====== Collected material ======

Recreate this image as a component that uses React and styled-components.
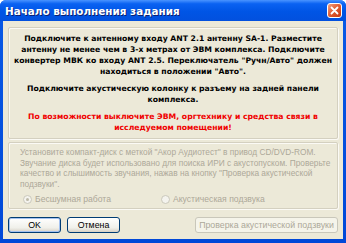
import React from 'react';
import styled, { createGlobalStyle } from 'styled-components';

const Global = createGlobalStyle`
  html, body { margin: 0; padding: 0; background: #fff; }
  body { font-family: "Liberation Sans", "DejaVu Sans", sans-serif; }
`;

const Window = styled.div`
  width: 346px;
  height: 243px;
  box-sizing: border-box;
  background: linear-gradient(180deg, #0a5ae6 0%, #0048d8 100%);
  padding: 0 3px 4px 3px;
  display: flex;
  flex-direction: column;
  border-radius: 6px 6px 0 0;
`;

const TitleBar = styled.div`
  height: 21px;
  display: flex;
  align-items: center;
  justify-content: space-between;
  background: linear-gradient(180deg, #4a94ff 0%, #0a62f2 18%, #0055e5 55%, #0250de 100%);
  margin: 0 -3px;
  padding-left: 5px;
  padding-right: 4px;
  border-radius: 6px 6px 0 0;
`;

const Title = styled.span`
  color: #fff;
  font-family: "DejaVu Sans", sans-serif;
  font-weight: bold;
  font-size: 10.4px;
  text-shadow: 1px 1px 0 #0a1f70;
`;

const CloseBtn = styled.div`
  width: 15px;
  height: 15px;
  box-sizing: border-box;
  border: 1px solid #fff;
  border-radius: 3px;
  background: linear-gradient(135deg, #f4a080 0%, #e05a30 50%, #c83a10 100%);
  display: flex;
  align-items: center;
  justify-content: center;
`;

const Body = styled.div`
  flex: 1;
  background: #ece9d8;
  padding: 6px 5px 6px 5px;
  display: flex;
  flex-direction: column;
`;

const Panel = styled.div`
  box-sizing: border-box;
  height: ${p => p.$h}px;
  border: 1px solid #d4d0c0;
  box-shadow: inset 1px 1px 0 #fbfaf5, 1px 1px 0 #fbfaf5;
  border-radius: 2px;
  margin-bottom: ${p => p.$mb}px;
  padding: ${p => p.$pad};
`;

const Para = styled.p`
  margin: 0 0 ${p => p.$mb || 0}px 0;
  text-align: center;
  font-family: "DejaVu Sans", sans-serif;
  font-weight: bold;
  font-size: 7.7px;
  line-height: 11px;
  color: ${p => (p.$red ? '#f00000' : '#000')};
`;

const Info = styled.p`
  margin: 0;
  font-size: 8.3px;
  line-height: 10.5px;
  color: #aca899;
`;

const RadioRow = styled.div`
  display: flex;
  margin-top: 5px;
  padding-left: 3px;
`;

const Radio = styled.label`
  display: flex;
  align-items: center;
  gap: 3px;
  width: ${p => p.$w}px;
  font-size: 8.6px;
  color: #aca899;
`;

const Dot = styled.span`
  width: 9px;
  height: 9px;
  box-sizing: border-box;
  border-radius: 50%;
  border: 1px solid #cac8bb;
  background: #f4f3ee;
  display: flex;
  align-items: center;
  justify-content: center;
  &::after {
    content: '';
    display: ${p => (p.$on ? 'block' : 'none')};
    width: 3px;
    height: 3px;
    border-radius: 50%;
    background: #bdbaa8;
  }
`;

const ButtonRow = styled.div`
  display: flex;
  align-items: center;
  margin-top: auto;
`;

const Button = styled.button`
  width: ${p => p.$w}px;
  height: 16px;
  box-sizing: border-box;
  margin-right: ${p => p.$mr || 0}px;
  margin-left: ${p => p.$ml || 0};
  border: 1px solid ${p => (p.$disabled ? '#c9c7ba' : '#003c74')};
  border-radius: 3px;
  background: ${p => (p.$disabled ? '#f5f4ea' : 'linear-gradient(180deg, #ffffff 0%, #f0f0ea 70%, #d6d0c5 100%)')};
  box-shadow: ${p => (p.$def ? 'inset 0 0 0 1px #a4c2f0, inset 0 -1px 0 #9db9eb' : 'none')};
  font-family: "Liberation Sans", "DejaVu Sans", sans-serif;
  font-size: 8.8px;
  white-space: nowrap;
  color: ${p => (p.$disabled ? '#aca899' : '#000')};
  padding: 0;
`;

export default function App() {
  return (
    <>
      <Global />
      <Window>
        <TitleBar>
          <Title>Начало выполнения задания</Title>
          <CloseBtn>
            <svg width="9" height="9" viewBox="0 0 9 9">
              <path d="M1.5 1.5 L7.5 7.5 M7.5 1.5 L1.5 7.5" stroke="#fff" strokeWidth="1.8" strokeLinecap="round" />
            </svg>
          </CloseBtn>
        </TitleBar>
        <Body>
          <Panel $h={112} $mb={3} $pad="5px 3px 0 3px">
            <Para $mb={6}>
              Подключите к антенному входу ANT 2.1 антенну SA-1. Разместите антенну не менее чем в 3-х метрах от ЭВМ комплекса. Подключите конвертер МВК ко входу ANT 2.5. Переключатель "Ручн/Авто" должен находиться в положении "Авто".
            </Para>
            <Para $mb={6}>
              Подключите акустическую колонку к разъему на задней панели комплекса.
            </Para>
            <Para $red>
              По возможности выключите ЭВМ, оргтехнику и средства связи в исследуемом помещении!
            </Para>
          </Panel>
          <Panel $h={67} $mb={0} $pad="4px 5px 0 11px">
            <Info>
              Установите компакт-диск с меткой "Акор Аудиотест" в привод CD/DVD-ROM. Звучание диска будет использовано для поиска ИРИ с акустопуском. Проверьте качество и слышимость звучания, нажав на кнопку "Проверка акустической подзвуки".
            </Info>
            <RadioRow>
              <Radio $w={138}><Dot $on />Бесшумная работа</Radio>
              <Radio $w={150}><Dot />Акустическая подзвука</Radio>
            </RadioRow>
          </Panel>
          <ButtonRow>
            <Button $w={53} $mr={6} $def>OK</Button>
            <Button $w={53}>Отмена</Button>
            <Button $w={143} $ml="auto" $disabled>Проверка акустической подзвуки</Button>
          </ButtonRow>
        </Body>
      </Window>
    </>
  );
}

======

## Job
From the listing, extract all text exactly as given and drop any picture.

## Answer to this problem
Recreate this image as a component that uses React and styled-components.
import React from 'react';
import styled, { createGlobalStyle } from 'styled-components';

const Global = createGlobalStyle`
  html, body { margin: 0; padding: 0; background: #fff; }
  body { font-family: "Liberation Sans", "DejaVu Sans", sans-serif; }
`;

const Window = styled.div`
  width: 346px;
  height: 243px;
  box-sizing: border-box;
  background: linear-gradient(180deg, #0a5ae6 0%, #0048d8 100%);
  padding: 0 3px 4px 3px;
  display: flex;
  flex-direction: column;
  border-radius: 6px 6px 0 0;
`;

const TitleBar = styled.div`
  height: 21px;
  display: flex;
  align-items: center;
  justify-content: space-between;
  background: linear-gradient(180deg, #4a94ff 0%, #0a62f2 18%, #0055e5 55%, #0250de 100%);
  margin: 0 -3px;
  padding-left: 5px;
  padding-right: 4px;
  border-radius: 6px 6px 0 0;
`;

const Title = styled.span`
  color: #fff;
  font-family: "DejaVu Sans", sans-serif;
  font-weight: bold;
  font-size: 10.4px;
  text-shadow: 1px 1px 0 #0a1f70;
`;

const CloseBtn = styled.div`
  width: 15px;
  height: 15px;
  box-sizing: border-box;
  border: 1px solid #fff;
  border-radius: 3px;
  background: linear-gradient(135deg, #f4a080 0%, #e05a30 50%, #c83a10 100%);
  display: flex;
  align-items: center;
  justify-content: center;
`;

const Body = styled.div`
  flex: 1;
  background: #ece9d8;
  padding: 6px 5px 6px 5px;
  display: flex;
  flex-direction: column;
`;

const Panel = styled.div`
  box-sizing: border-box;
  height: ${p => p.$h}px;
  border: 1px solid #d4d0c0;
  box-shadow: inset 1px 1px 0 #fbfaf5, 1px 1px 0 #fbfaf5;
  border-radius: 2px;
  margin-bottom: ${p => p.$mb}px;
  padding: ${p => p.$pad};
`;

const Para = styled.p`
  margin: 0 0 ${p => p.$mb || 0}px 0;
  text-align: center;
  font-family: "DejaVu Sans", sans-serif;
  font-weight: bold;
  font-size: 7.7px;
  line-height: 11px;
  color: ${p => (p.$red ? '#f00000' : '#000')};
`;

const Info = styled.p`
  margin: 0;
  font-size: 8.3px;
  line-height: 10.5px;
  color: #aca899;
`;

const RadioRow = styled.div`
  display: flex;
  margin-top: 5px;
  padding-left: 3px;
`;

const Radio = styled.label`
  display: flex;
  align-items: center;
  gap: 3px;
  width: ${p => p.$w}px;
  font-size: 8.6px;
  color: #aca899;
`;

const Dot = styled.span`
  width: 9px;
  height: 9px;
  box-sizing: border-box;
  border-radius: 50%;
  border: 1px solid #cac8bb;
  background: #f4f3ee;
  display: flex;
  align-items: center;
  justify-content: center;
  &::after {
    content: '';
    display: ${p => (p.$on ? 'block' : 'none')};
    width: 3px;
    height: 3px;
    border-radius: 50%;
    background: #bdbaa8;
  }
`;

const ButtonRow = styled.div`
  display: flex;
  align-items: center;
  margin-top: auto;
`;

const Button = styled.button`
  width: ${p => p.$w}px;
  height: 16px;
  box-sizing: border-box;
  margin-right: ${p => p.$mr || 0}px;
  margin-left: ${p => p.$ml || 0};
  border: 1px solid ${p => (p.$disabled ? '#c9c7ba' : '#003c74')};
  border-radius: 3px;
  background: ${p => (p.$disabled ? '#f5f4ea' : 'linear-gradient(180deg, #ffffff 0%, #f0f0ea 70%, #d6d0c5 100%)')};
  box-shadow: ${p => (p.$def ? 'inset 0 0 0 1px #a4c2f0, inset 0 -1px 0 #9db9eb' : 'none')};
  font-family: "Liberation Sans", "DejaVu Sans", sans-serif;
  font-size: 8.8px;
  white-space: nowrap;
  color: ${p => (p.$disabled ? '#aca899' : '#000')};
  padding: 0;
`;

export default function App() {
  return (
    <>
      <Global />
      <Window>
        <TitleBar>
          <Title>Начало выполнения задания</Title>
          <CloseBtn>
            <svg width="9" height="9" viewBox="0 0 9 9">
              <path d="M1.5 1.5 L7.5 7.5 M7.5 1.5 L1.5 7.5" stroke="#fff" strokeWidth="1.8" strokeLinecap="round" />
            </svg>
          </CloseBtn>
        </TitleBar>
        <Body>
          <Panel $h={112} $mb={3} $pad="5px 3px 0 3px">
            <Para $mb={6}>
              Подключите к антенному входу ANT 2.1 антенну SA-1. Разместите антенну не менее чем в 3-х метрах от ЭВМ комплекса. Подключите конвертер МВК ко входу ANT 2.5. Переключатель "Ручн/Авто" должен находиться в положении "Авто".
            </Para>
            <Para $mb={6}>
              Подключите акустическую колонку к разъему на задней панели комплекса.
            </Para>
            <Para $red>
              По возможности выключите ЭВМ, оргтехнику и средства связи в исследуемом помещении!
            </Para>
          </Panel>
          <Panel $h={67} $mb={0} $pad="4px 5px 0 11px">
            <Info>
              Установите компакт-диск с меткой "Акор Аудиотест" в привод CD/DVD-ROM. Звучание диска будет использовано для поиска ИРИ с акустопуском. Проверьте качество и слышимость звучания, нажав на кнопку "Проверка акустической подзвуки".
            </Info>
            <RadioRow>
              <Radio $w={138}><Dot $on />Бесшумная работа</Radio>
              <Radio $w={150}><Dot />Акустическая подзвука</Radio>
            </RadioRow>
          </Panel>
          <ButtonRow>
            <Button $w={53} $mr={6} $def>OK</Button>
            <Button $w={53}>Отмена</Button>
            <Button $w={143} $ml="auto" $disabled>Проверка акустической подзвуки</Button>
          </ButtonRow>
        </Body>
      </Window>
    </>
  );
}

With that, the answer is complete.